# EXERCISE
Check each line of the listing below for the string "image", and give only how many lines hold it.

# MATERIAL FOR THIS TASK

"""

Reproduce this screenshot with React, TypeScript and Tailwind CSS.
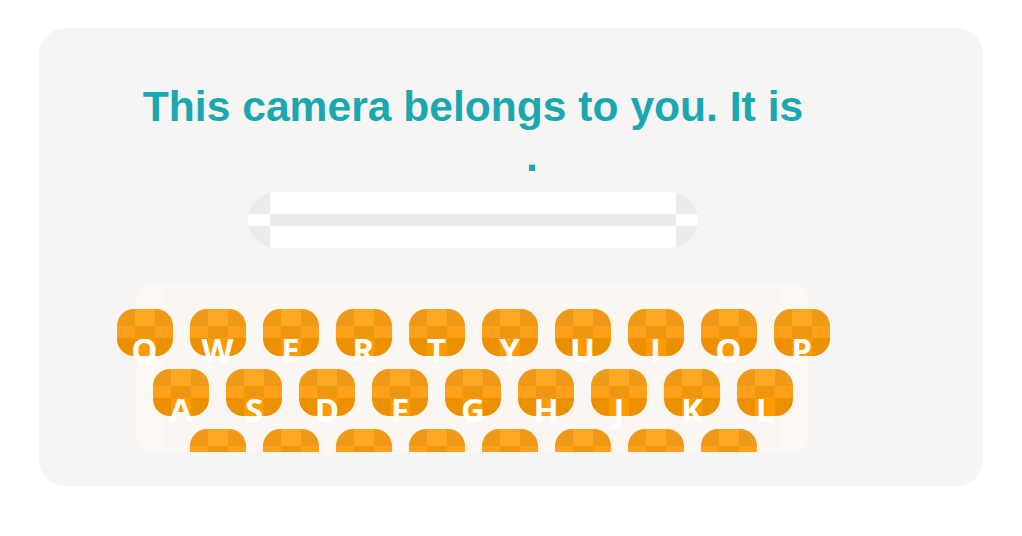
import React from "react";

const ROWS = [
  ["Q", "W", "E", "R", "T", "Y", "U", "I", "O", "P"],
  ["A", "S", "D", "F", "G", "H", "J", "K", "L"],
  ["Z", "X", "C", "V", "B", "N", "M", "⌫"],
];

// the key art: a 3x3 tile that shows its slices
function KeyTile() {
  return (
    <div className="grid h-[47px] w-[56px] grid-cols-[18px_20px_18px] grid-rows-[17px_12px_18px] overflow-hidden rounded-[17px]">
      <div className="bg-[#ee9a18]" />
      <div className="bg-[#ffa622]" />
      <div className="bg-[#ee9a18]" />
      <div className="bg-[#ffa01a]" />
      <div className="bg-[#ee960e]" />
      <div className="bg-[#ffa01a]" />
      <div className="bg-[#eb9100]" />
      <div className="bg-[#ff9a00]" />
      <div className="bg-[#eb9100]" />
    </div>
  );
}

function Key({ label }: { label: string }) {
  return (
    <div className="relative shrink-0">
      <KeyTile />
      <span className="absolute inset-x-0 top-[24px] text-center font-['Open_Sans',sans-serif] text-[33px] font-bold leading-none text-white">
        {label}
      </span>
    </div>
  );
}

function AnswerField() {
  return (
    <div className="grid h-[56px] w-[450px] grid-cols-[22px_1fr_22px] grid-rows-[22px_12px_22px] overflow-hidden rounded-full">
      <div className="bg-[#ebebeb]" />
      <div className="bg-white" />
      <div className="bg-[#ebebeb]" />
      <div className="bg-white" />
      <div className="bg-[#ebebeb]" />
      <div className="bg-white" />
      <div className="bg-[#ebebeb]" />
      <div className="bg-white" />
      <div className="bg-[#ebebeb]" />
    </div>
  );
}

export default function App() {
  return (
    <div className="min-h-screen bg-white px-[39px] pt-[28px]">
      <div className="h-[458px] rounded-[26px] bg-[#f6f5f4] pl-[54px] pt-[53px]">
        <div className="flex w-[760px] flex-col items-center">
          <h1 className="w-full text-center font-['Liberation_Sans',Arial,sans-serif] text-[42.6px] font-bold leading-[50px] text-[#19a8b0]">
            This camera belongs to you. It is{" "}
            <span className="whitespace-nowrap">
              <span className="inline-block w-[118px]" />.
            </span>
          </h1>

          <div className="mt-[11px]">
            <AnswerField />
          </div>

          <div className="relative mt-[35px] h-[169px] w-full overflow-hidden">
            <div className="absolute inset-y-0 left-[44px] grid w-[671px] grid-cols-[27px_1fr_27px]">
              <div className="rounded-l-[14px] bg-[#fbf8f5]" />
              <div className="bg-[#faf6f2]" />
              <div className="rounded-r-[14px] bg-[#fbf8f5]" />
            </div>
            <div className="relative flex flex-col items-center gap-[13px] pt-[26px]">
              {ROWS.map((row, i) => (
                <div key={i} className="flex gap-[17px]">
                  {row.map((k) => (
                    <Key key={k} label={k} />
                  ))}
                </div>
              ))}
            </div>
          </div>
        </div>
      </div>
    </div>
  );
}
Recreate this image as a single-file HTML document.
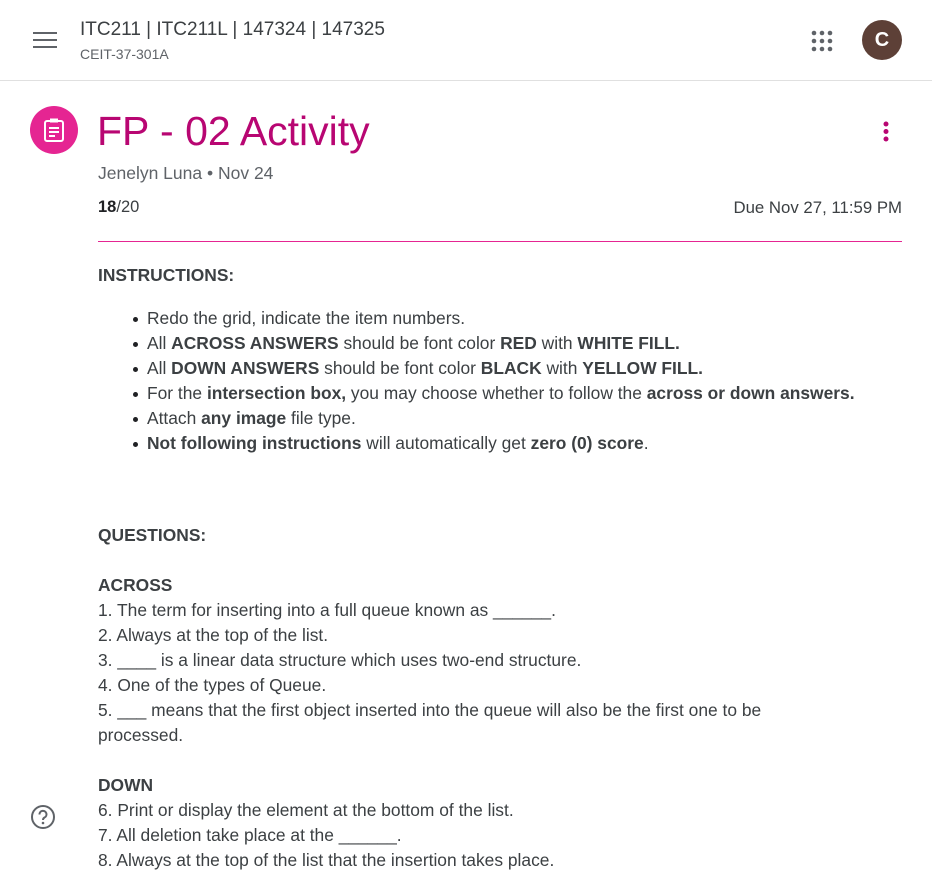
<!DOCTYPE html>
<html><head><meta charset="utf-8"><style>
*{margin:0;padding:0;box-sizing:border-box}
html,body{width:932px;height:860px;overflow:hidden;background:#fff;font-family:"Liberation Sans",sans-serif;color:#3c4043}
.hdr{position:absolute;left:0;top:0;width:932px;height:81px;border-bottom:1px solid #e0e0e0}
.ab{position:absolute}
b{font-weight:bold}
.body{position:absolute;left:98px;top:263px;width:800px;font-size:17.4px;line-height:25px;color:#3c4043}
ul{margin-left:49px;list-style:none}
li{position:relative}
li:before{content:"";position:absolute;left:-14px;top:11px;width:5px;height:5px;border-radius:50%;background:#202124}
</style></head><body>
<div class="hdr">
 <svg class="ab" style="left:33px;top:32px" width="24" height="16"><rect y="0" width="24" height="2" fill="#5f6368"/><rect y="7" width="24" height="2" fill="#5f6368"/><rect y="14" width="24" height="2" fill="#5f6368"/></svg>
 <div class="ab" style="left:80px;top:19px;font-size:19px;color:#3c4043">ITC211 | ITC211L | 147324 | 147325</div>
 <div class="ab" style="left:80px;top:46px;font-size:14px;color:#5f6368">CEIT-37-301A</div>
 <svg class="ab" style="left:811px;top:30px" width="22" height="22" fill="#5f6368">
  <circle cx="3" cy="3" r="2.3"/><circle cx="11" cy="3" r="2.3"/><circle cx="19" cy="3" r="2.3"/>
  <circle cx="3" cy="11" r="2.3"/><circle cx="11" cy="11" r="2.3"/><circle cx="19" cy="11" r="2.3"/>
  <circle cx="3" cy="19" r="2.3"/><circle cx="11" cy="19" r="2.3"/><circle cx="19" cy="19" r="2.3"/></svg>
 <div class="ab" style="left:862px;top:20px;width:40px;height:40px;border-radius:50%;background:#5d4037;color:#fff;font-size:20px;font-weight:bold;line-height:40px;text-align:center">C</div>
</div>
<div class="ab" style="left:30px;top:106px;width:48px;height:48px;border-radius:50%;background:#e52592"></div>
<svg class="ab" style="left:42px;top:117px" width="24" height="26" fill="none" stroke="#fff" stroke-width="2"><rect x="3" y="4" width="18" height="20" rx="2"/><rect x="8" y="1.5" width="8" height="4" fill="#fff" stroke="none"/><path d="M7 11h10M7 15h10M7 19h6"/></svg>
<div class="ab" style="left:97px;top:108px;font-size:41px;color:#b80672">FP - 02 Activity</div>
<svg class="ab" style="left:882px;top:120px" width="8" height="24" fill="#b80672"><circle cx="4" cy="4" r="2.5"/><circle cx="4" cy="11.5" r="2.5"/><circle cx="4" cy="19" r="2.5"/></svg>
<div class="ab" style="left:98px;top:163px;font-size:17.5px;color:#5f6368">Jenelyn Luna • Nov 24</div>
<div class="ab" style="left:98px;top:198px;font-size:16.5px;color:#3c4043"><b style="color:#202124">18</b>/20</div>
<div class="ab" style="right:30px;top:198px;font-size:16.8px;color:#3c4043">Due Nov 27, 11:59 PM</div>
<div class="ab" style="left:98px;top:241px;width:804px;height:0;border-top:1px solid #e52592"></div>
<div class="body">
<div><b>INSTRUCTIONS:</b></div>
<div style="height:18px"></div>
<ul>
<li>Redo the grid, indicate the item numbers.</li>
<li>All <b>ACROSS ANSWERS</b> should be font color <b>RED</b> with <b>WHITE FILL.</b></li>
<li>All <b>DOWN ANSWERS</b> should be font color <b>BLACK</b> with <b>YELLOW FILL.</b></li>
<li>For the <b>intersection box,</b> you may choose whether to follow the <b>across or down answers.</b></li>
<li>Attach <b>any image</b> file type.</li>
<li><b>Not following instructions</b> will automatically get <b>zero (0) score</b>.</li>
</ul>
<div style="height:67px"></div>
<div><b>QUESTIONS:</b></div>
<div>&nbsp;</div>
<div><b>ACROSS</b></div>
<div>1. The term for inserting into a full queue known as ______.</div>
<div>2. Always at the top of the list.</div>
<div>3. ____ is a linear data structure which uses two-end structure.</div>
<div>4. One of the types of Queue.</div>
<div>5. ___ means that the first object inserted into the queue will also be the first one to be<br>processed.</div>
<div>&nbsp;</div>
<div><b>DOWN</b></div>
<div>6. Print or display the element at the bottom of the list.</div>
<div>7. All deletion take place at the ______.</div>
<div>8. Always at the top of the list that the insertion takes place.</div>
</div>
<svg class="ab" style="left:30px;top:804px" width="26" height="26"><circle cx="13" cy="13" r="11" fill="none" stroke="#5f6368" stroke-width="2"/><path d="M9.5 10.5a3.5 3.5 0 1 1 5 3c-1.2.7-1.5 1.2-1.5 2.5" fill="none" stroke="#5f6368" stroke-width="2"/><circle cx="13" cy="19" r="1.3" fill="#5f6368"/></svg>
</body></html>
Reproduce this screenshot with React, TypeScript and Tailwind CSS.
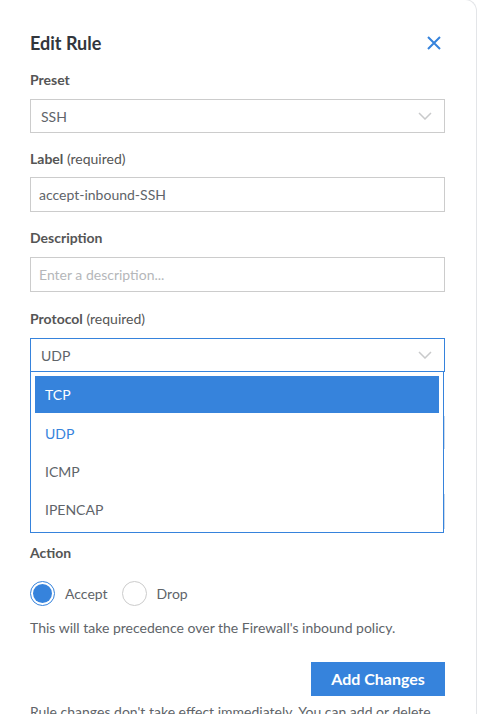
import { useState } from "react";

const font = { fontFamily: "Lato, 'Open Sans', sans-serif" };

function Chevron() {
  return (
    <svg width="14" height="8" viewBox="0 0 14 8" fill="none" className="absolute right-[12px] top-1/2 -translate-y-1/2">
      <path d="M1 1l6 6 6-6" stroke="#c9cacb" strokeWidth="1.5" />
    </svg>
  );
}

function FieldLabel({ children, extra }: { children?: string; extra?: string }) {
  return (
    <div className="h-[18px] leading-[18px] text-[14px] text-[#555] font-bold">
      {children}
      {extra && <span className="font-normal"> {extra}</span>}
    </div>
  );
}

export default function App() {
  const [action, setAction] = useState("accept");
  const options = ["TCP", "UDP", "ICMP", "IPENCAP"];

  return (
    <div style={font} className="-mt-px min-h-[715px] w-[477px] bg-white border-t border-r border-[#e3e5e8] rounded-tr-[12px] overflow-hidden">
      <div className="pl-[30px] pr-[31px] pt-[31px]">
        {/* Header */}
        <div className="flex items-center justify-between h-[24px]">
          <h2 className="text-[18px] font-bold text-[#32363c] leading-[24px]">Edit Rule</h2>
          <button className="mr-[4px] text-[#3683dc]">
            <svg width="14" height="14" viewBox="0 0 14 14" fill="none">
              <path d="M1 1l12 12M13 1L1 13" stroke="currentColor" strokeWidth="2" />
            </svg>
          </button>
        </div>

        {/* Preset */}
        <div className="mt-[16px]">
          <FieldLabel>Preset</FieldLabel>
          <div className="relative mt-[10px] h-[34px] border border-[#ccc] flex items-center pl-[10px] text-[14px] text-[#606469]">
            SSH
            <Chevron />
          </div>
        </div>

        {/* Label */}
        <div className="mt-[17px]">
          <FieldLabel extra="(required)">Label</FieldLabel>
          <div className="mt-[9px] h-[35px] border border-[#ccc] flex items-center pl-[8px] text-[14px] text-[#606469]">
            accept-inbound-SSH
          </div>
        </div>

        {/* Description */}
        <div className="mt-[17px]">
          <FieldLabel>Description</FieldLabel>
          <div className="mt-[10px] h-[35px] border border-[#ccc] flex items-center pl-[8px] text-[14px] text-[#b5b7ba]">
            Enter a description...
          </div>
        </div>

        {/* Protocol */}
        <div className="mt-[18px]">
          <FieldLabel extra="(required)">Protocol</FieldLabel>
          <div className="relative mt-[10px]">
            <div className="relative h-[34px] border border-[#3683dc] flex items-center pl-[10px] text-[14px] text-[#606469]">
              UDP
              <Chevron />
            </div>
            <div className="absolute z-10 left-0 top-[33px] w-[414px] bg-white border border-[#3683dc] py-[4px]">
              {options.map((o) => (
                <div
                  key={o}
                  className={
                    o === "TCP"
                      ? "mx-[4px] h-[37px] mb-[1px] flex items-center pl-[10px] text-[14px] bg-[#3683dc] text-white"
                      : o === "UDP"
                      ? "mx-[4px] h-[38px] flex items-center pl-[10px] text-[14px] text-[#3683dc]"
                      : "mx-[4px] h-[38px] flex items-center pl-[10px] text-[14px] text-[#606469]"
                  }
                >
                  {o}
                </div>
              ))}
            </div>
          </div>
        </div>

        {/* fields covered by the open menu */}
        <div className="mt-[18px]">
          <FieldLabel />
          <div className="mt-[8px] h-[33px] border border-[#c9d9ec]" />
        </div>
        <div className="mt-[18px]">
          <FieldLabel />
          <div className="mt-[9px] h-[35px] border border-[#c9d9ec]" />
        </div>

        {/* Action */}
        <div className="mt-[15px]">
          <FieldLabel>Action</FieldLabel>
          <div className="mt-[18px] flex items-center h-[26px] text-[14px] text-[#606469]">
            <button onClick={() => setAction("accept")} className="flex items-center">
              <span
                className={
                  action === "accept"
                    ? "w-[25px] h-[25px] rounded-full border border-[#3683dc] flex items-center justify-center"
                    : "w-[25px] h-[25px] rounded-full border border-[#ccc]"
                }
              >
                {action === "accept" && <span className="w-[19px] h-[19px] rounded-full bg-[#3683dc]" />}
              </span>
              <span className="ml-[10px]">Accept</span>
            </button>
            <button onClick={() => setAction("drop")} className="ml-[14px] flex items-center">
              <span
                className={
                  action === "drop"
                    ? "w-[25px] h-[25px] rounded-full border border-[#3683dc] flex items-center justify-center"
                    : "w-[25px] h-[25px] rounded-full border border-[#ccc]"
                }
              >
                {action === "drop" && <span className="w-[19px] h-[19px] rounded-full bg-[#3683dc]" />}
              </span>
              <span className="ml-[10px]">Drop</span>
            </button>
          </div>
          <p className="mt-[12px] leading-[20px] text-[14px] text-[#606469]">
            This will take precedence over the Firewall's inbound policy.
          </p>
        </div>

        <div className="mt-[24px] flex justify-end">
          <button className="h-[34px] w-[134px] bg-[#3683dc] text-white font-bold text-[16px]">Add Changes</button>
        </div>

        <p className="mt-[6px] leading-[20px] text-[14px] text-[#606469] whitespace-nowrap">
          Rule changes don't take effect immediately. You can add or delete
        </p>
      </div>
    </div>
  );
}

"""

# EXERCISE RESPONSE
2